▶ _Available data_:

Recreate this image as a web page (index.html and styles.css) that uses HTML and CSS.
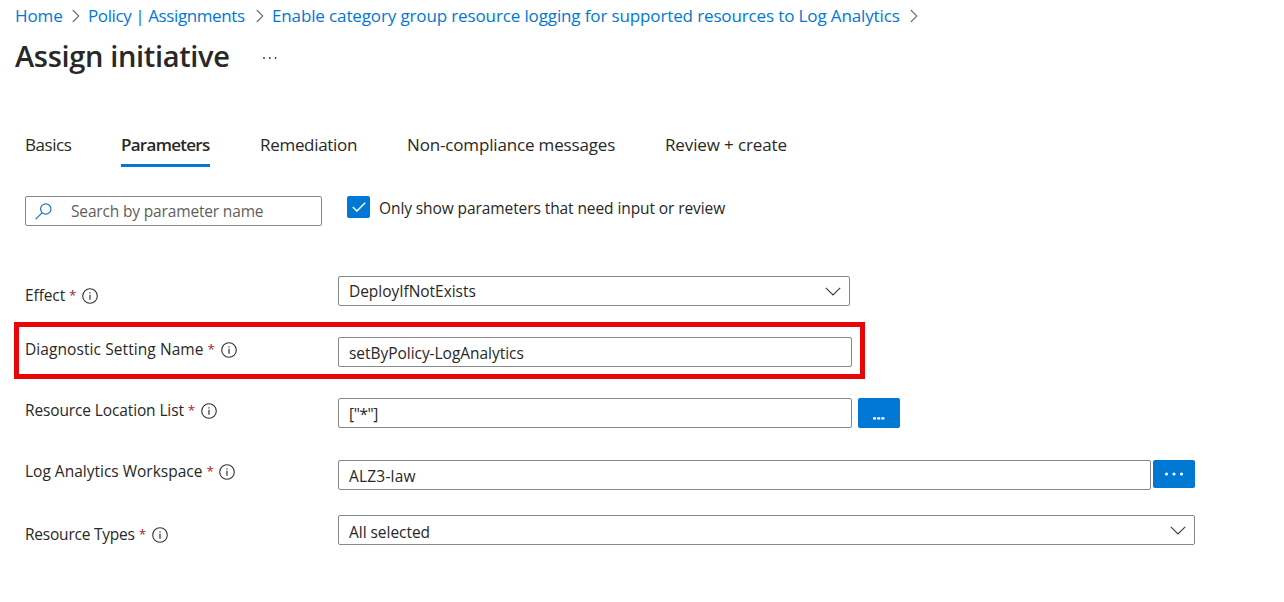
FILE: index.html
```html
<!DOCTYPE html>
<html lang="en">
<head>
<meta charset="utf-8">
<title>Assign initiative</title>
<link rel="stylesheet" href="styles.css">
</head>
<body>
<svg class="defs" width="0" height="0" aria-hidden="true">
  <symbol id="info" viewBox="0 0 16 16"><circle cx="8" cy="8" r="7.3" fill="none" stroke="#323130" stroke-width="1.1"/><path d="M8 6.8v5M8 4.2v1.3" fill="none" stroke="#323130" stroke-width="1.2"/></symbol>
  <symbol id="right" viewBox="0 0 8 14"><path d="M.8 1l6 6-6 6" fill="none" stroke="#706e6c" stroke-width="1.1"/></symbol>
  <symbol id="down" viewBox="0 0 16 9"><path d="M.8.8L8 8 15.2.8" fill="none" stroke="#3b3a39" stroke-width="1.1"/></symbol>
</svg>
<nav class="crumbs">
  <a class="crumb-home">Home</a><svg class="sep"><use href="#right"/></svg>
  <a class="crumb-policy">Policy | Assignments</a><svg class="sep"><use href="#right"/></svg>
  <a class="crumb-item">Enable category group resource logging for supported resources to Log Analytics</a><svg class="sep"><use href="#right"/></svg>
</nav>
<header class="title-row">
  <h1>Assign initiative</h1>
  <svg class="more" viewBox="0 0 16 4" fill="#323130"><circle cx="2" cy="2" r=".9"/><circle cx="7.8" cy="2" r=".9"/><circle cx="13.6" cy="2" r=".9"/></svg>
</header>
<div class="tabs">
  <div class="tab tab-basics">Basics</div>
  <div class="tab tab-params active">Parameters</div>
  <div class="tab tab-remed">Remediation</div>
  <div class="tab tab-msgs">Non-compliance messages</div>
  <div class="tab tab-review">Review + create</div>
</div>
<div class="filters">
  <div class="search">
    <svg class="magnifier" viewBox="0 0 17 17" fill="none" stroke="#1c74c9" stroke-width="1.2"><circle cx="10.8" cy="6" r="5.2"/><path d="M7 9.8L.7 16.2"/></svg>
    <span>Search by parameter name</span>
  </div>
  <div class="checkbox"><svg viewBox="0 0 14 10" fill="none" stroke="#fff" stroke-width="1.4"><path d="M.8 5l4.1 4.1L13.2.8"/></svg></div>
  <span class="check-label">Only show parameters that need input or review</span>
</div>
<main class="form">
  <div class="row row-effect">
    <div class="label"><span>Effect</span><b>*</b><svg class="info"><use href="#info"/></svg></div>
    <div class="field select"><span>DeployIfNotExists</span><svg class="caret"><use href="#down"/></svg></div>
  </div>
  <div class="row row-name">
    <div class="label"><span>Diagnostic Setting Name</span><b>*</b><svg class="info"><use href="#info"/></svg></div>
    <div class="field"><span>setByPolicy-LogAnalytics</span></div>
  </div>
  <div class="row row-location">
    <div class="label"><span>Resource Location List</span><b>*</b><svg class="info"><use href="#info"/></svg></div>
    <div class="field"><span>["*"]</span></div>
    <div class="button"><svg class="dots-square" viewBox="0 0 12 3" fill="#fff"><path d="M0 .3h3v2.2H0zM4.2.3h3v2.2h-3zM8.4.3h3v2.2h-3z"/></svg></div>
  </div>
  <div class="row row-workspace">
    <div class="label"><span>Log Analytics Workspace</span><b>*</b><svg class="info"><use href="#info"/></svg></div>
    <div class="field"><span>ALZ3-law</span></div>
    <div class="button"><svg class="dots-round" viewBox="0 0 20 4" fill="#fff"><circle cx="2.5" cy="2" r="1.6"/><circle cx="10" cy="2" r="1.6"/><circle cx="17.5" cy="2" r="1.6"/></svg></div>
  </div>
  <div class="row row-types">
    <div class="label"><span>Resource Types</span><b>*</b><svg class="info"><use href="#info"/></svg></div>
    <div class="field select"><span>All selected</span><svg class="caret"><use href="#down"/></svg></div>
  </div>
</main>
</body>
</html>
```
FILE: styles.css
```css
* { box-sizing: border-box; }
body { margin: 0; background: #fff; color: #292827; font-family: "Open Sans", "Noto Sans", sans-serif; font-size: 15.5px; white-space: nowrap; overflow: hidden; }
svg { display: block; flex: none; }
.defs { position: absolute; }

.crumbs { display: flex; align-items: center; height: 32px; padding-left: 15px; font-size: 17px; color: #0078d4; }
.crumbs a { flex: none; padding-bottom: 2px; }
.sep { width: 8px; height: 14px; margin-right: 8px; }
.crumb-home { width: 57px; letter-spacing: -.1px; }
.crumb-policy { width: 168px; letter-spacing: -.4px; }
.crumb-item { width: 638px; letter-spacing: -.13px; }

.title-row { display: flex; align-items: center; height: 50px; padding-left: 15px; }
h1 { width: 247px; margin: 0; font-size: 29px; line-height: 48px; padding-bottom: 2px; font-weight: 600; letter-spacing: -.33px; }
.more { width: 16px; height: 4px; margin-top: 2px; }

.tabs { display: flex; height: 43px; margin: 42px 0 0 25px; font-size: 17px; line-height: 41px; }
.tab { flex: none; }
.tab-basics { width: 46px; margin-right: 50px; letter-spacing: -.45px; }
.tab-params { width: 89px; margin-right: 50px; letter-spacing: -.72px; }
.tab-remed { width: 97px; margin-right: 50px; letter-spacing: -.3px; }
.tab-msgs { width: 208px; margin-right: 50px; letter-spacing: -.16px; }
.tab-review { letter-spacing: -.12px; }
.active { font-weight: 600; border-bottom: 3px solid #0078d4; }

.filters { display: flex; height: 30px; margin: 29px 0 0 25px; }
.search { display: flex; align-items: center; width: 297px; border: 1px solid #8a8886; border-radius: 2px; padding-left: 9px; color: #605e5c; letter-spacing: -.16px; }
.magnifier { width: 17px; height: 17px; margin-right: 19px; }
.checkbox { display: grid; place-items: center; width: 23px; height: 22px; margin: 0 9px 0 25px; border-radius: 2px; background: #0078d4; }
.checkbox svg { width: 14px; height: 10px; }
.check-label { line-height: 25px; letter-spacing: -.09px; }

.form { padding: 50px 0 0 14px; }
.row { display: flex; padding-left: 11px; }
.label { display: flex; flex: none; align-items: center; width: 313px; height: 30px; }
.label b { width: 7px; margin-left: 4px; font-size: 13.5px; font-weight: 400; color: #a4262c; }
.info { width: 16px; height: 16px; margin: 2px 0 0 6px; }
.field { display: flex; flex: none; align-items: center; width: 514px; height: 30px; padding-left: 10px; border: 1px solid #8a8886; border-radius: 2px; }
.field span { flex: 1; letter-spacing: -.04px; }
.caret { width: 16px; height: 9px; margin-right: 8px; }
.row-effect .label { padding-top: 7px; letter-spacing: -.1px; }
.row-effect .field { width: 512px; }
.row-name { width: 851px; height: 57px; margin-top: 16px; padding: 10px 0 0 6px; border: 5px solid #ea0606; }
.row-name .label { height: 23px; letter-spacing: .08px; }
.row-name .field, .row-location .field, .row-workspace .field { padding-top: 2px; }
.row-location { margin-top: 19px; }
.row-location .label { height: 23px; letter-spacing: -.13px; }
.row-location .field span { letter-spacing: -.4px; }
.button { display: grid; place-items: center; width: 42px; height: 30px; margin-left: 6px; border-radius: 2px; background: #0078d4; }
.dots-square { width: 12px; height: 3px; margin-top: 11px; }
.row-workspace { margin-top: 32px; }
.row-workspace .label { height: 22px; letter-spacing: 0; }
.row-workspace .field { width: 813px; }
.row-workspace .field span { letter-spacing: .2px; }
.row-workspace .button { height: 28px; margin-left: 2px; }
.dots-round { width: 20px; height: 4px; }
.row-types { margin-top: 25px; }
.row-types .label { padding-top: 7px; letter-spacing: -.22px; }
.row-types .field { width: 857px; }
.row-types .field span { padding-top: 3px; }
```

▶ _What you will do_:
Transcribe all of the material exactly, leaving out whatever pictures it contains.

▶ _The completed task_:
Recreate this image as a web page (index.html and styles.css) that uses HTML and CSS.
FILE: index.html
```html
<!DOCTYPE html>
<html lang="en">
<head>
<meta charset="utf-8">
<title>Assign initiative</title>
<link rel="stylesheet" href="styles.css">
</head>
<body>
<svg class="defs" width="0" height="0" aria-hidden="true">
  <symbol id="info" viewBox="0 0 16 16"><circle cx="8" cy="8" r="7.3" fill="none" stroke="#323130" stroke-width="1.1"/><path d="M8 6.8v5M8 4.2v1.3" fill="none" stroke="#323130" stroke-width="1.2"/></symbol>
  <symbol id="right" viewBox="0 0 8 14"><path d="M.8 1l6 6-6 6" fill="none" stroke="#706e6c" stroke-width="1.1"/></symbol>
  <symbol id="down" viewBox="0 0 16 9"><path d="M.8.8L8 8 15.2.8" fill="none" stroke="#3b3a39" stroke-width="1.1"/></symbol>
</svg>
<nav class="crumbs">
  <a class="crumb-home">Home</a><svg class="sep"><use href="#right"/></svg>
  <a class="crumb-policy">Policy | Assignments</a><svg class="sep"><use href="#right"/></svg>
  <a class="crumb-item">Enable category group resource logging for supported resources to Log Analytics</a><svg class="sep"><use href="#right"/></svg>
</nav>
<header class="title-row">
  <h1>Assign initiative</h1>
  <svg class="more" viewBox="0 0 16 4" fill="#323130"><circle cx="2" cy="2" r=".9"/><circle cx="7.8" cy="2" r=".9"/><circle cx="13.6" cy="2" r=".9"/></svg>
</header>
<div class="tabs">
  <div class="tab tab-basics">Basics</div>
  <div class="tab tab-params active">Parameters</div>
  <div class="tab tab-remed">Remediation</div>
  <div class="tab tab-msgs">Non-compliance messages</div>
  <div class="tab tab-review">Review + create</div>
</div>
<div class="filters">
  <div class="search">
    <svg class="magnifier" viewBox="0 0 17 17" fill="none" stroke="#1c74c9" stroke-width="1.2"><circle cx="10.8" cy="6" r="5.2"/><path d="M7 9.8L.7 16.2"/></svg>
    <span>Search by parameter name</span>
  </div>
  <div class="checkbox"><svg viewBox="0 0 14 10" fill="none" stroke="#fff" stroke-width="1.4"><path d="M.8 5l4.1 4.1L13.2.8"/></svg></div>
  <span class="check-label">Only show parameters that need input or review</span>
</div>
<main class="form">
  <div class="row row-effect">
    <div class="label"><span>Effect</span><b>*</b><svg class="info"><use href="#info"/></svg></div>
    <div class="field select"><span>DeployIfNotExists</span><svg class="caret"><use href="#down"/></svg></div>
  </div>
  <div class="row row-name">
    <div class="label"><span>Diagnostic Setting Name</span><b>*</b><svg class="info"><use href="#info"/></svg></div>
    <div class="field"><span>setByPolicy-LogAnalytics</span></div>
  </div>
  <div class="row row-location">
    <div class="label"><span>Resource Location List</span><b>*</b><svg class="info"><use href="#info"/></svg></div>
    <div class="field"><span>["*"]</span></div>
    <div class="button"><svg class="dots-square" viewBox="0 0 12 3" fill="#fff"><path d="M0 .3h3v2.2H0zM4.2.3h3v2.2h-3zM8.4.3h3v2.2h-3z"/></svg></div>
  </div>
  <div class="row row-workspace">
    <div class="label"><span>Log Analytics Workspace</span><b>*</b><svg class="info"><use href="#info"/></svg></div>
    <div class="field"><span>ALZ3-law</span></div>
    <div class="button"><svg class="dots-round" viewBox="0 0 20 4" fill="#fff"><circle cx="2.5" cy="2" r="1.6"/><circle cx="10" cy="2" r="1.6"/><circle cx="17.5" cy="2" r="1.6"/></svg></div>
  </div>
  <div class="row row-types">
    <div class="label"><span>Resource Types</span><b>*</b><svg class="info"><use href="#info"/></svg></div>
    <div class="field select"><span>All selected</span><svg class="caret"><use href="#down"/></svg></div>
  </div>
</main>
</body>
</html>
```
FILE: styles.css
```css
* { box-sizing: border-box; }
body { margin: 0; background: #fff; color: #292827; font-family: "Open Sans", "Noto Sans", sans-serif; font-size: 15.5px; white-space: nowrap; overflow: hidden; }
svg { display: block; flex: none; }
.defs { position: absolute; }

.crumbs { display: flex; align-items: center; height: 32px; padding-left: 15px; font-size: 17px; color: #0078d4; }
.crumbs a { flex: none; padding-bottom: 2px; }
.sep { width: 8px; height: 14px; margin-right: 8px; }
.crumb-home { width: 57px; letter-spacing: -.1px; }
.crumb-policy { width: 168px; letter-spacing: -.4px; }
.crumb-item { width: 638px; letter-spacing: -.13px; }

.title-row { display: flex; align-items: center; height: 50px; padding-left: 15px; }
h1 { width: 247px; margin: 0; font-size: 29px; line-height: 48px; padding-bottom: 2px; font-weight: 600; letter-spacing: -.33px; }
.more { width: 16px; height: 4px; margin-top: 2px; }

.tabs { display: flex; height: 43px; margin: 42px 0 0 25px; font-size: 17px; line-height: 41px; }
.tab { flex: none; }
.tab-basics { width: 46px; margin-right: 50px; letter-spacing: -.45px; }
.tab-params { width: 89px; margin-right: 50px; letter-spacing: -.72px; }
.tab-remed { width: 97px; margin-right: 50px; letter-spacing: -.3px; }
.tab-msgs { width: 208px; margin-right: 50px; letter-spacing: -.16px; }
.tab-review { letter-spacing: -.12px; }
.active { font-weight: 600; border-bottom: 3px solid #0078d4; }

.filters { display: flex; height: 30px; margin: 29px 0 0 25px; }
.search { display: flex; align-items: center; width: 297px; border: 1px solid #8a8886; border-radius: 2px; padding-left: 9px; color: #605e5c; letter-spacing: -.16px; }
.magnifier { width: 17px; height: 17px; margin-right: 19px; }
.checkbox { display: grid; place-items: center; width: 23px; height: 22px; margin: 0 9px 0 25px; border-radius: 2px; background: #0078d4; }
.checkbox svg { width: 14px; height: 10px; }
.check-label { line-height: 25px; letter-spacing: -.09px; }

.form { padding: 50px 0 0 14px; }
.row { display: flex; padding-left: 11px; }
.label { display: flex; flex: none; align-items: center; width: 313px; height: 30px; }
.label b { width: 7px; margin-left: 4px; font-size: 13.5px; font-weight: 400; color: #a4262c; }
.info { width: 16px; height: 16px; margin: 2px 0 0 6px; }
.field { display: flex; flex: none; align-items: center; width: 514px; height: 30px; padding-left: 10px; border: 1px solid #8a8886; border-radius: 2px; }
.field span { flex: 1; letter-spacing: -.04px; }
.caret { width: 16px; height: 9px; margin-right: 8px; }
.row-effect .label { padding-top: 7px; letter-spacing: -.1px; }
.row-effect .field { width: 512px; }
.row-name { width: 851px; height: 57px; margin-top: 16px; padding: 10px 0 0 6px; border: 5px solid #ea0606; }
.row-name .label { height: 23px; letter-spacing: .08px; }
.row-name .field, .row-location .field, .row-workspace .field { padding-top: 2px; }
.row-location { margin-top: 19px; }
.row-location .label { height: 23px; letter-spacing: -.13px; }
.row-location .field span { letter-spacing: -.4px; }
.button { display: grid; place-items: center; width: 42px; height: 30px; margin-left: 6px; border-radius: 2px; background: #0078d4; }
.dots-square { width: 12px; height: 3px; margin-top: 11px; }
.row-workspace { margin-top: 32px; }
.row-workspace .label { height: 22px; letter-spacing: 0; }
.row-workspace .field { width: 813px; }
.row-workspace .field span { letter-spacing: .2px; }
.row-workspace .button { height: 28px; margin-left: 2px; }
.dots-round { width: 20px; height: 4px; }
.row-types { margin-top: 25px; }
.row-types .label { padding-top: 7px; letter-spacing: -.22px; }
.row-types .field { width: 857px; }
.row-types .field span { padding-top: 3px; }
```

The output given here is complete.